__Goal__
Skip the pictures, please, and write out exactly the lines from the opening of the data through the line containing "0.3 L15.6 3.4".

__Data provided__
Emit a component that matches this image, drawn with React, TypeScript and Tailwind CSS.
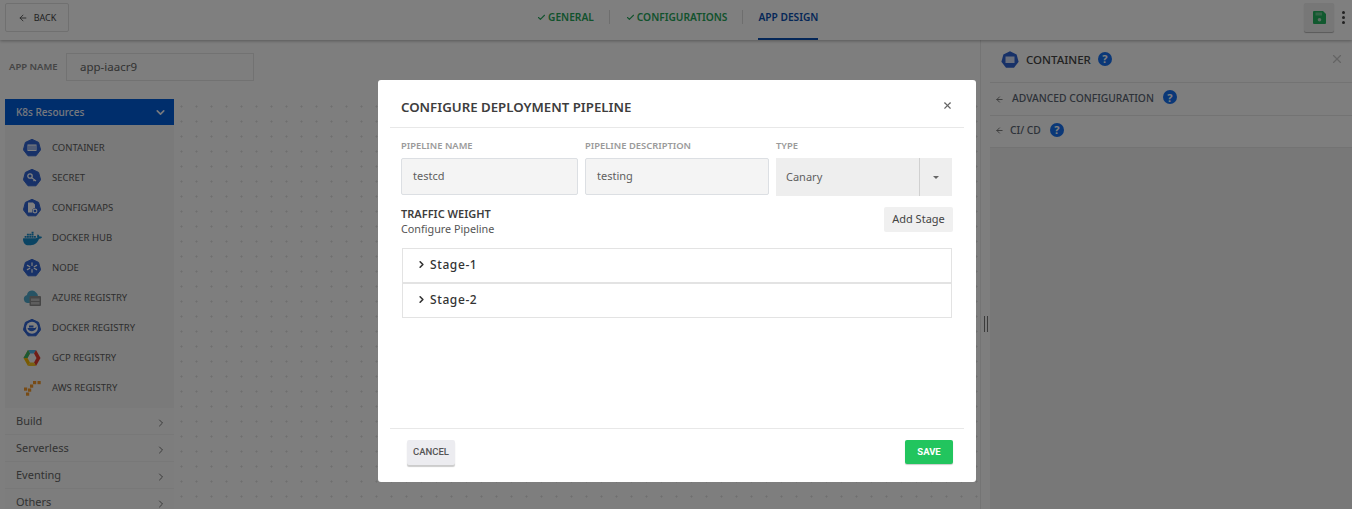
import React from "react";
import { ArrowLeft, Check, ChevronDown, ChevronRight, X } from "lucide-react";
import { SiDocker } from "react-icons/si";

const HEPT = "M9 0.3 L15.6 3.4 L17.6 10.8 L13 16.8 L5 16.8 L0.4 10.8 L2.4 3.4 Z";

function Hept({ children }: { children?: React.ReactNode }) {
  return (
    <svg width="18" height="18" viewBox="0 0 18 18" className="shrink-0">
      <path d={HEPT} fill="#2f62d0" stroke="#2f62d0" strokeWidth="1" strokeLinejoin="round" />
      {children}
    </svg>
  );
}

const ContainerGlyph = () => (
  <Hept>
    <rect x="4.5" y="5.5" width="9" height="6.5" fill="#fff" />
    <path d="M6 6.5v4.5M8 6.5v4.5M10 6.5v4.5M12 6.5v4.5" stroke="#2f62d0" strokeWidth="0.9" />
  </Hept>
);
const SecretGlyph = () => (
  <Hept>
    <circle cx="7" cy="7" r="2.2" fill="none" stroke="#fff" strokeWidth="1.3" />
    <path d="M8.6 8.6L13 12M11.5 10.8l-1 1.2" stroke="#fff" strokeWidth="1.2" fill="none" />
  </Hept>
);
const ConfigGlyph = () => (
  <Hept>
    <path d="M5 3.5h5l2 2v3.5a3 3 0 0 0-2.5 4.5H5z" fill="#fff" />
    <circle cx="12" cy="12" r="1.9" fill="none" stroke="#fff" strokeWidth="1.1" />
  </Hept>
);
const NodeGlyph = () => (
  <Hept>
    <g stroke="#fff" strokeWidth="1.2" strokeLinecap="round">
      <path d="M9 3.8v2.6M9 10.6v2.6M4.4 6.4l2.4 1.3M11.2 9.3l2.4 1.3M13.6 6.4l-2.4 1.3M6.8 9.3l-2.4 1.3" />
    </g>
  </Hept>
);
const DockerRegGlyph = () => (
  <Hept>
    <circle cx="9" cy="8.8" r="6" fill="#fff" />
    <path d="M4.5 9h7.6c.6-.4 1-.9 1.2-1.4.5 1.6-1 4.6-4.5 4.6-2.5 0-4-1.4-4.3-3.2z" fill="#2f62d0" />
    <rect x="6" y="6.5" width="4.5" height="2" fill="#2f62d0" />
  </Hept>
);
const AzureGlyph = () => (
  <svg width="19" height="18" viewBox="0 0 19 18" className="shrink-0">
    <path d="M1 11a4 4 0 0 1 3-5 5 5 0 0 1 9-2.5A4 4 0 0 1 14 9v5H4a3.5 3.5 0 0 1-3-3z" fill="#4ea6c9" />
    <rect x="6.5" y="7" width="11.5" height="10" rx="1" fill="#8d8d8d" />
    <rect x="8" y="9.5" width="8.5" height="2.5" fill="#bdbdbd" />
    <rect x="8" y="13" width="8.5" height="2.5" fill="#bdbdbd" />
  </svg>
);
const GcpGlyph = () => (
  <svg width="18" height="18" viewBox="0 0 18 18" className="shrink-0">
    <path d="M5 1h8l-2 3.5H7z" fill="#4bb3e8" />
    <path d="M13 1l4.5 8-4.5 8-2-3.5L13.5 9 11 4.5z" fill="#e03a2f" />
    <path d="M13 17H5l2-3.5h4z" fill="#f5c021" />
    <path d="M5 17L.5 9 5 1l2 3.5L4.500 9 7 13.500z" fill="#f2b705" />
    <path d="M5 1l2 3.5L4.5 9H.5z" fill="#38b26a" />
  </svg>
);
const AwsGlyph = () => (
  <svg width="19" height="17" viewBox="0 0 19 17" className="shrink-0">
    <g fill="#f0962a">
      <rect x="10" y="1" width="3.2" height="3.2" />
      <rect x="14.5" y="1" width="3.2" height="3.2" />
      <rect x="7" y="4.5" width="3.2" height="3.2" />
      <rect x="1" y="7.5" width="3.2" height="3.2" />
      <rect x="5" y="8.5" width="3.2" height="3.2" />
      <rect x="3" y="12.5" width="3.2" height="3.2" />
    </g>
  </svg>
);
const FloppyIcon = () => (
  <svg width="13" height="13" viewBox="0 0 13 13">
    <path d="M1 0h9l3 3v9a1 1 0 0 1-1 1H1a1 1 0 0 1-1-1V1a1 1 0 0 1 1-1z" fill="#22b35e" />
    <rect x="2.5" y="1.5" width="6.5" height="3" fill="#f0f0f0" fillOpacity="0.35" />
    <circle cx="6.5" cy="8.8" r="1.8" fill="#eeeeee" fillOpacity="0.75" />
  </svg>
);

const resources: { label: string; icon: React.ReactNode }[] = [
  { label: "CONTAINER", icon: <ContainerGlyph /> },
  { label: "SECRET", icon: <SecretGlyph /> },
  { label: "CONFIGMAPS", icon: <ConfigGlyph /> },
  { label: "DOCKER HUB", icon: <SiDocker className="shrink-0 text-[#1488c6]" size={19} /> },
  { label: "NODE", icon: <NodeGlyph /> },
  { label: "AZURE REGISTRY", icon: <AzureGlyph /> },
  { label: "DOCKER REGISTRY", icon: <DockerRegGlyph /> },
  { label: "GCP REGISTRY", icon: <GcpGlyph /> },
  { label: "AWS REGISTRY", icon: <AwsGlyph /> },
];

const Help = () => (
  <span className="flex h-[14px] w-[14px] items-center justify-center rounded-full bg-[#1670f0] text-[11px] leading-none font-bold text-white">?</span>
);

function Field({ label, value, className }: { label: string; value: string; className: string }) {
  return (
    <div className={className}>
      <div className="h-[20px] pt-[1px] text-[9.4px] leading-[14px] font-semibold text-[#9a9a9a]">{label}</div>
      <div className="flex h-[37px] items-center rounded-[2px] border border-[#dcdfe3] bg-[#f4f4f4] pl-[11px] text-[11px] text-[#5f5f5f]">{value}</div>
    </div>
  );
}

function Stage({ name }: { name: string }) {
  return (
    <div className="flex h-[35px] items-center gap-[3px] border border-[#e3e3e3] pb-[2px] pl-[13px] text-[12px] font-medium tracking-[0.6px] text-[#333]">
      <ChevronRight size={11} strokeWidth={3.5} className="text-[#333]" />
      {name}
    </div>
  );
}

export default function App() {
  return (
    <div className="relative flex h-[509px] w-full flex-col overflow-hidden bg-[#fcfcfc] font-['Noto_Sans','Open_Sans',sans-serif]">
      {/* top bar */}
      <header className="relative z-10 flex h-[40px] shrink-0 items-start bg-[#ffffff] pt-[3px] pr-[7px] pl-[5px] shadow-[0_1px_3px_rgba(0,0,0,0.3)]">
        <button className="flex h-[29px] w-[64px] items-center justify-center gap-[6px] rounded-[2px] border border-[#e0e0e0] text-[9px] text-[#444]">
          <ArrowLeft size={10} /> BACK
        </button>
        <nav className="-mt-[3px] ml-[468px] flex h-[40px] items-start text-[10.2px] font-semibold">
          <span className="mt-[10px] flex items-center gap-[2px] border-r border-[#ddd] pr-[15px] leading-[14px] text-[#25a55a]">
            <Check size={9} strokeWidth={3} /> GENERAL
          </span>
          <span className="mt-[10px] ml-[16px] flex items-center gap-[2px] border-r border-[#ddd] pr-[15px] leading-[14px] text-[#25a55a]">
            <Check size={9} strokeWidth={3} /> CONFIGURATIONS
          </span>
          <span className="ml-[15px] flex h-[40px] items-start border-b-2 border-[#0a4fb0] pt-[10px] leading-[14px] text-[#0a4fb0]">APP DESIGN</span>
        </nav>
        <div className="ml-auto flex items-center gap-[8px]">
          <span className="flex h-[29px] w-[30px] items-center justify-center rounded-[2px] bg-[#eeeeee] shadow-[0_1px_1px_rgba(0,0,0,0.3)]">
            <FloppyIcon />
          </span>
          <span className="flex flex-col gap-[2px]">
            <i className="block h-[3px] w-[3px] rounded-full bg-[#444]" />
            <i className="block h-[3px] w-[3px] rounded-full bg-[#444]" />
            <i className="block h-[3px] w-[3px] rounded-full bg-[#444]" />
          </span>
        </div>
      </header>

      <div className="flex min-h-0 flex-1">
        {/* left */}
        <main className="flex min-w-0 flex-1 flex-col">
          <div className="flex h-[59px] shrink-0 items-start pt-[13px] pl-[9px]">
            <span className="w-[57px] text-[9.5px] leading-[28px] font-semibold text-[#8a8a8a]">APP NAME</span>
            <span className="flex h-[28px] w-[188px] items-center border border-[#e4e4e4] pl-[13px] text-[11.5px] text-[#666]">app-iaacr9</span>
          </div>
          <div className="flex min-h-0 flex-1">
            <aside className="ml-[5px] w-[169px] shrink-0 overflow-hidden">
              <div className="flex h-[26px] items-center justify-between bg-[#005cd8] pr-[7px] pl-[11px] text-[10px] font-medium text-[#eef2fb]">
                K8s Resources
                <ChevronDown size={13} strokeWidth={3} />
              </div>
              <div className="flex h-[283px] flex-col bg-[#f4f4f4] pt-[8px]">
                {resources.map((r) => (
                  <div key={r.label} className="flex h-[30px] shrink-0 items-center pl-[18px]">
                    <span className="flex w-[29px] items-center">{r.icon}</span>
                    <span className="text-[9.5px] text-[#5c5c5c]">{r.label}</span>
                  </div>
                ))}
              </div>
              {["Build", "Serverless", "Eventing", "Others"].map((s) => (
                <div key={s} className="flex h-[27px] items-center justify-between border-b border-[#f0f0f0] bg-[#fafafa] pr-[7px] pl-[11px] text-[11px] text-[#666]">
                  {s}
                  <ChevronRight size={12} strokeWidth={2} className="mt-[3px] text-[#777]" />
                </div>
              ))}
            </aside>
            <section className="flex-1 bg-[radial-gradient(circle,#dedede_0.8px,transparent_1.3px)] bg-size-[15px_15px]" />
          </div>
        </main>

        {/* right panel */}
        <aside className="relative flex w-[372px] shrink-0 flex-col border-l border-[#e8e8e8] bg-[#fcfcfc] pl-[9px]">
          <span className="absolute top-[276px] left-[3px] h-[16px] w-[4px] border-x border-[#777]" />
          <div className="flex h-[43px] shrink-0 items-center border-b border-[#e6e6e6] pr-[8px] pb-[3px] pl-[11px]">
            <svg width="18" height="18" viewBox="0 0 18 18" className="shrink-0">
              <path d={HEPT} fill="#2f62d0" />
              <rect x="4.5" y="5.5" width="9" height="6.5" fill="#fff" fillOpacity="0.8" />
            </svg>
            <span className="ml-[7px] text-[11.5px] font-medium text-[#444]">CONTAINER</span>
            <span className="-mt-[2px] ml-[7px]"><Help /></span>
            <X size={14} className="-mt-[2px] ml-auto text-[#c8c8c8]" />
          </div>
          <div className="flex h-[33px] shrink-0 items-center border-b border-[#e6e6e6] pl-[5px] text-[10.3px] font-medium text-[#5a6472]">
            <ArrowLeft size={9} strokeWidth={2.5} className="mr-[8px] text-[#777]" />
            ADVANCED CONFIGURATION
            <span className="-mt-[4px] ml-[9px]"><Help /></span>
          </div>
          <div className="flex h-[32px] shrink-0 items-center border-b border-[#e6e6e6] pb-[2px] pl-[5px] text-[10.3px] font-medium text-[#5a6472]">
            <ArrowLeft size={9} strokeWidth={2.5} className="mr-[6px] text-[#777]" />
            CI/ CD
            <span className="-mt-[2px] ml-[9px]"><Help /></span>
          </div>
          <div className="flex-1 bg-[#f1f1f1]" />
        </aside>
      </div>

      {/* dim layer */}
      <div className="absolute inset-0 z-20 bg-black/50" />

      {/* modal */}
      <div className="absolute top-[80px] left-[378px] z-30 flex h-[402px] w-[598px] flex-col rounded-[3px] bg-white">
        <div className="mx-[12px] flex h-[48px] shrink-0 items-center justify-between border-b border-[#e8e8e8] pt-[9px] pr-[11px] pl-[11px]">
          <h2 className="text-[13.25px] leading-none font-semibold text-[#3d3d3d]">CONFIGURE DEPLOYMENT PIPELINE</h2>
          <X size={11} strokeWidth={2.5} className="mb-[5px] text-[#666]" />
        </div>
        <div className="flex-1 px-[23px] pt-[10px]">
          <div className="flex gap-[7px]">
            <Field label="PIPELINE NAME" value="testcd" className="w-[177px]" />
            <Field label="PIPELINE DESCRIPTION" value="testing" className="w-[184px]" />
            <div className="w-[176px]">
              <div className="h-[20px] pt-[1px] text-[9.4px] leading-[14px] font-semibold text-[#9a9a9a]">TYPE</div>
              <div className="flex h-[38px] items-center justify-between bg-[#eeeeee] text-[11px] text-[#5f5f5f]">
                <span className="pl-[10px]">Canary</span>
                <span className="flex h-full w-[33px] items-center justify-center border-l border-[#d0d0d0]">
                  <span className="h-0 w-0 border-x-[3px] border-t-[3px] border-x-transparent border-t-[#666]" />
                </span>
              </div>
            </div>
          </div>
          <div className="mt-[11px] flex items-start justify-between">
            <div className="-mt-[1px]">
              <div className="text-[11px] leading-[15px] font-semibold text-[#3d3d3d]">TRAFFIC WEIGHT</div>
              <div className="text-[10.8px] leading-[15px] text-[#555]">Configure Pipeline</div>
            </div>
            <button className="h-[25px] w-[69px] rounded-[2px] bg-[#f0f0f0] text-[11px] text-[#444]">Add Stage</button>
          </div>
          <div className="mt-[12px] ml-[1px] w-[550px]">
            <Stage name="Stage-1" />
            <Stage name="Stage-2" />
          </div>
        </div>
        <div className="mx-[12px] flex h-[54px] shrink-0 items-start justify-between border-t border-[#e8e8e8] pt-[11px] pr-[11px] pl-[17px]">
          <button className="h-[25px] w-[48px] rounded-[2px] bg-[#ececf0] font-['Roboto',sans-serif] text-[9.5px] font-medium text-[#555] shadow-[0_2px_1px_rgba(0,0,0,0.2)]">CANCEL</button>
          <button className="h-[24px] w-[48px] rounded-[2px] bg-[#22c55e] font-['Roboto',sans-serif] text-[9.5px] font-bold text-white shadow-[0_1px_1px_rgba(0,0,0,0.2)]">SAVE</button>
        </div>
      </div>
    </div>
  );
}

__Completed task__
Emit a component that matches this image, drawn with React, TypeScript and Tailwind CSS.
import React from "react";
import { ArrowLeft, Check, ChevronDown, ChevronRight, X } from "lucide-react";
import { SiDocker } from "react-icons/si";

const HEPT = "M9 0.3 L15.6 3.4 L17.6 10.8 L13 16.8 L5 16.8 L0.4 10.8 L2.4 3.4 Z";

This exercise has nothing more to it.